## Begin
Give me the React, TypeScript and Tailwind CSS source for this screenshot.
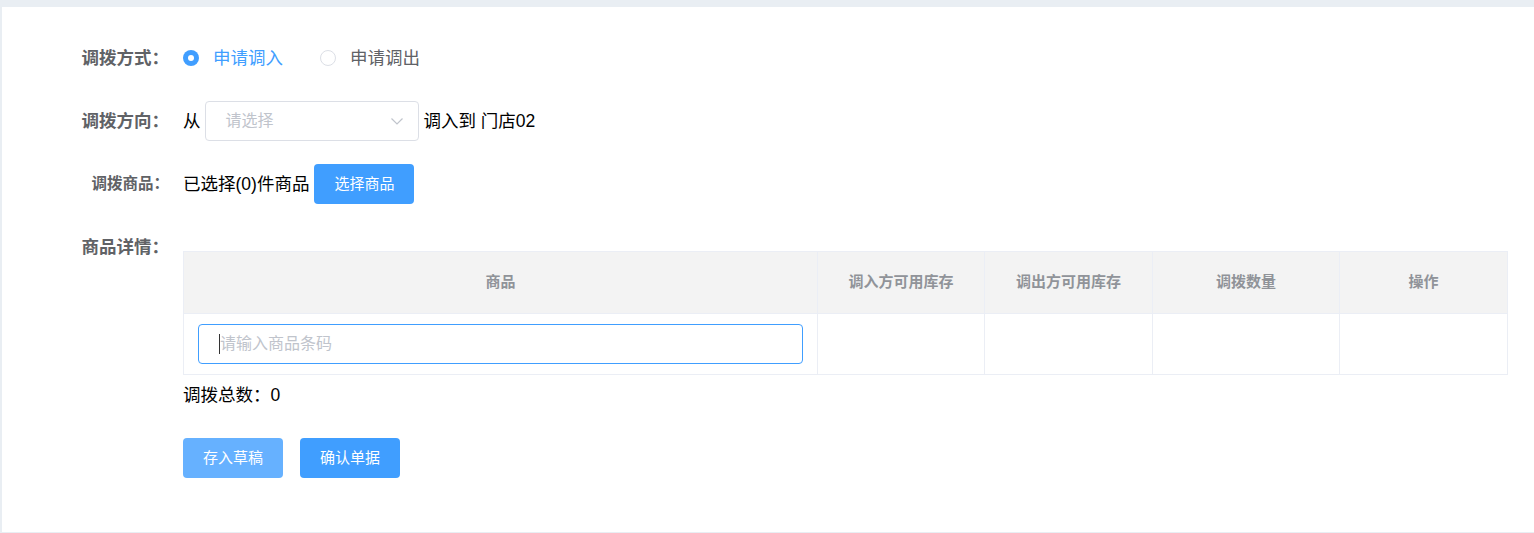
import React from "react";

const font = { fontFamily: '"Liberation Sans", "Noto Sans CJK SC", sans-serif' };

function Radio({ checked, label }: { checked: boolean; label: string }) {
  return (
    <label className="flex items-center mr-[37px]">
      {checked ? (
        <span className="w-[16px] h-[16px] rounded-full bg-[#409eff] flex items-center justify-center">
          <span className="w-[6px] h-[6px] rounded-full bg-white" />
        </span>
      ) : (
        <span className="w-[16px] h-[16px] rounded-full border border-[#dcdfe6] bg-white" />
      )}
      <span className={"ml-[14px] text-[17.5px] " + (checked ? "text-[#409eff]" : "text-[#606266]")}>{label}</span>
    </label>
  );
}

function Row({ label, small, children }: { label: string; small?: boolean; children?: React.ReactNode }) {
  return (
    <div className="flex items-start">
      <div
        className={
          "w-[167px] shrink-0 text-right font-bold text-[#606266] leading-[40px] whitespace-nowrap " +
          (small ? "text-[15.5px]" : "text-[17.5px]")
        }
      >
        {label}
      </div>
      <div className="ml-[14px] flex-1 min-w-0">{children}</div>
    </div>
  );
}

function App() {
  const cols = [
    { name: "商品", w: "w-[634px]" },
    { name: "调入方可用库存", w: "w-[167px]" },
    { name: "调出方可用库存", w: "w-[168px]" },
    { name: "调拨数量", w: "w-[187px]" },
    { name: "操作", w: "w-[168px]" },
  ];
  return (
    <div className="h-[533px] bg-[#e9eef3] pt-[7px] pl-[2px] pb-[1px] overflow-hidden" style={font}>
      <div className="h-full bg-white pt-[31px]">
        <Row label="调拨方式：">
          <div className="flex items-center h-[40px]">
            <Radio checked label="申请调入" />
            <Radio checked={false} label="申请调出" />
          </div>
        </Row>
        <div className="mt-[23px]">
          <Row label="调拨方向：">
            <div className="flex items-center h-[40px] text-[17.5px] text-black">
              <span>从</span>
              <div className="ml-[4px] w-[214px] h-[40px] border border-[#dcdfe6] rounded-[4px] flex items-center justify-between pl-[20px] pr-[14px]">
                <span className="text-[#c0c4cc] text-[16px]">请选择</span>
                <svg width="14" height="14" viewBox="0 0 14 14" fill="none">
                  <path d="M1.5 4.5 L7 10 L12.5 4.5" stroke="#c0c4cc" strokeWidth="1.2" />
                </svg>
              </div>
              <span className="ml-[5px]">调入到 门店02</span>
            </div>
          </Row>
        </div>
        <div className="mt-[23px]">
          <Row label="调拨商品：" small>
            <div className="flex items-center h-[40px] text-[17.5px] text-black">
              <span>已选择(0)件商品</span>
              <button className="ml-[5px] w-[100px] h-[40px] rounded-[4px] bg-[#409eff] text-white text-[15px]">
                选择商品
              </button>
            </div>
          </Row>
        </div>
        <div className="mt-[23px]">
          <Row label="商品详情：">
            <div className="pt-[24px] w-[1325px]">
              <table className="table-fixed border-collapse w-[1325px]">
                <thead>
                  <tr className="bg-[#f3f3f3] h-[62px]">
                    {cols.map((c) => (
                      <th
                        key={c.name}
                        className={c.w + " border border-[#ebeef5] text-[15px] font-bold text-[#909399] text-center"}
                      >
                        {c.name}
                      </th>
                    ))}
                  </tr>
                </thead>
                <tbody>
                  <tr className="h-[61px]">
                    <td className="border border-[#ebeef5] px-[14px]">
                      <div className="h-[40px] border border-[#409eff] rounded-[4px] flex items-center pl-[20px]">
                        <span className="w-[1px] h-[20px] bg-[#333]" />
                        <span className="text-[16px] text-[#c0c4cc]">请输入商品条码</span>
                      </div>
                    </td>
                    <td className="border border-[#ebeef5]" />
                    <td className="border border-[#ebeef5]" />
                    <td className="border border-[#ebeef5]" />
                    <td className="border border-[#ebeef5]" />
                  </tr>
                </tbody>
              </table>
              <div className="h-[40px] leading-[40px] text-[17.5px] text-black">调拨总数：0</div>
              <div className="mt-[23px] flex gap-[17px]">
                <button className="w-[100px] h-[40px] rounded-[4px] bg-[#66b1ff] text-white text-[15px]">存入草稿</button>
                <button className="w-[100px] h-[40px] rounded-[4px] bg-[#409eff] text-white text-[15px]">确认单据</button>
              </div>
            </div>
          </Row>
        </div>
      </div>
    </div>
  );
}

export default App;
## End
## Begin
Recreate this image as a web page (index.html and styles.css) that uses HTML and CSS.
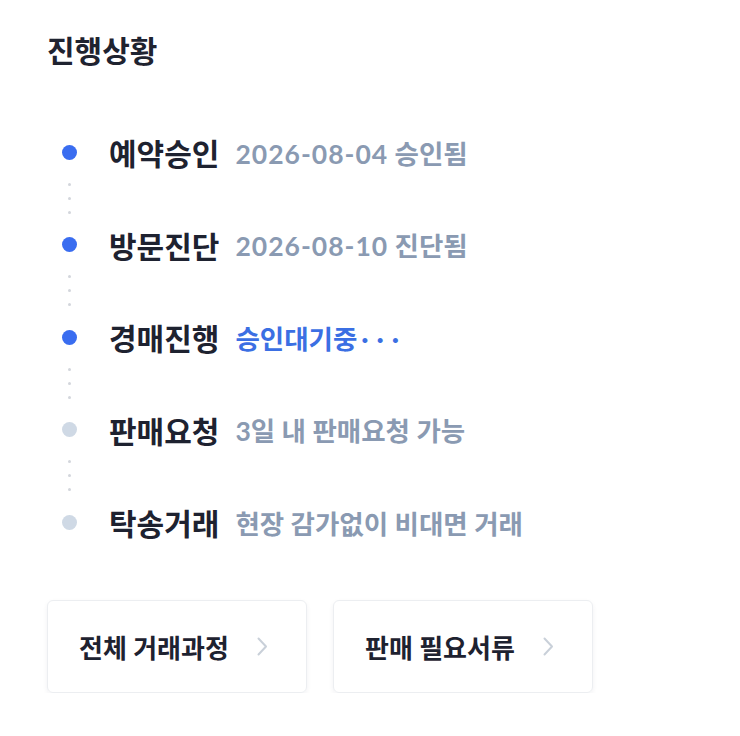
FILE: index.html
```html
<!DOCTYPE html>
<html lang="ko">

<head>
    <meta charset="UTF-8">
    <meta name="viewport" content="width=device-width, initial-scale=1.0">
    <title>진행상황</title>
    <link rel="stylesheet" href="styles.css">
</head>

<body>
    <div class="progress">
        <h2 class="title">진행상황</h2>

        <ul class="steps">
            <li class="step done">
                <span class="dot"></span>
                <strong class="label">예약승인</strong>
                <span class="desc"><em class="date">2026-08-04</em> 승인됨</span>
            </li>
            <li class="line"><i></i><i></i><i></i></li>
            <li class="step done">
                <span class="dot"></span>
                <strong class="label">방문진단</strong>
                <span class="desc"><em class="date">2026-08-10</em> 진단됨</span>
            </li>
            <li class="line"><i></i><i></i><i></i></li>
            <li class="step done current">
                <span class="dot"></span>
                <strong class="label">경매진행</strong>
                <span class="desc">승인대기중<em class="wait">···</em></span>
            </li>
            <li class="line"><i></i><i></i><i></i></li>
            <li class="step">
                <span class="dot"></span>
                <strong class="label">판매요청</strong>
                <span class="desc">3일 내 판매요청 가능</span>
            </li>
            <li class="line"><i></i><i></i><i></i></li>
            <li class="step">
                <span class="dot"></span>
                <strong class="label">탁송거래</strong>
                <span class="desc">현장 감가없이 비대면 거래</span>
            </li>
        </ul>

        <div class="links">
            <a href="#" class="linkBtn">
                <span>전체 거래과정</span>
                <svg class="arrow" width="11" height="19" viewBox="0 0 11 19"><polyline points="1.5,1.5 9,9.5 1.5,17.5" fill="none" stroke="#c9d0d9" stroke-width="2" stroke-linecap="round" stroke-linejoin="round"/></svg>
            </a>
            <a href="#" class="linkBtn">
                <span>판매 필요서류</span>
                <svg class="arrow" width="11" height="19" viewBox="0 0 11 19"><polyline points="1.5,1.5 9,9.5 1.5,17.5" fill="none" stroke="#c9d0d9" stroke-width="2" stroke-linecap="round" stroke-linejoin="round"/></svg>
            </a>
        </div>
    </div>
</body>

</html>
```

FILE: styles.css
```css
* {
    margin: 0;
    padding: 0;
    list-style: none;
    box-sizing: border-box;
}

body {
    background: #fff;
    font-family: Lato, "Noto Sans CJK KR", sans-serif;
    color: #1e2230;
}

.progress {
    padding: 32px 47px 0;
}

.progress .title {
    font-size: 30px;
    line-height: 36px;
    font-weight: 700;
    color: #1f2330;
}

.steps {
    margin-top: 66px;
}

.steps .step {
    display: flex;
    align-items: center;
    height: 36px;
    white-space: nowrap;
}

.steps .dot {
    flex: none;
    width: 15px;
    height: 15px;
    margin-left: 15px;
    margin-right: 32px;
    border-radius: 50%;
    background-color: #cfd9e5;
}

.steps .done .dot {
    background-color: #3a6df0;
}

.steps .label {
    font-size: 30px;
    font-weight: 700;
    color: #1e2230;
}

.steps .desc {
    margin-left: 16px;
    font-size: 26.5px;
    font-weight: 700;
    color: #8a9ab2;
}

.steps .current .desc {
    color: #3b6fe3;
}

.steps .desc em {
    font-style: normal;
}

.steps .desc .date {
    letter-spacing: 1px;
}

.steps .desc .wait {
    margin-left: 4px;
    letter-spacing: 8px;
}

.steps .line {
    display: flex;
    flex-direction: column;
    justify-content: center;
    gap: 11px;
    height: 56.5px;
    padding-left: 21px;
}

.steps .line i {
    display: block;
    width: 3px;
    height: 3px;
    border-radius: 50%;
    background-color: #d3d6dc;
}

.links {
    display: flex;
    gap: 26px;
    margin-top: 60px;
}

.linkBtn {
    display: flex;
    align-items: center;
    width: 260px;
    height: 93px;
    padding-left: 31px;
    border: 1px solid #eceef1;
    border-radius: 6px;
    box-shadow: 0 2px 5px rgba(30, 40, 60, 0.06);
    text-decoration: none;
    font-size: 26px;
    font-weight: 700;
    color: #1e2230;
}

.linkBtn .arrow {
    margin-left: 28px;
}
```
## End
# Task directions
Extract every line above that contains the word "index".

# Correct output
Recreate this image as a web page (index.html and styles.css) that uses HTML and CSS.
FILE: index.html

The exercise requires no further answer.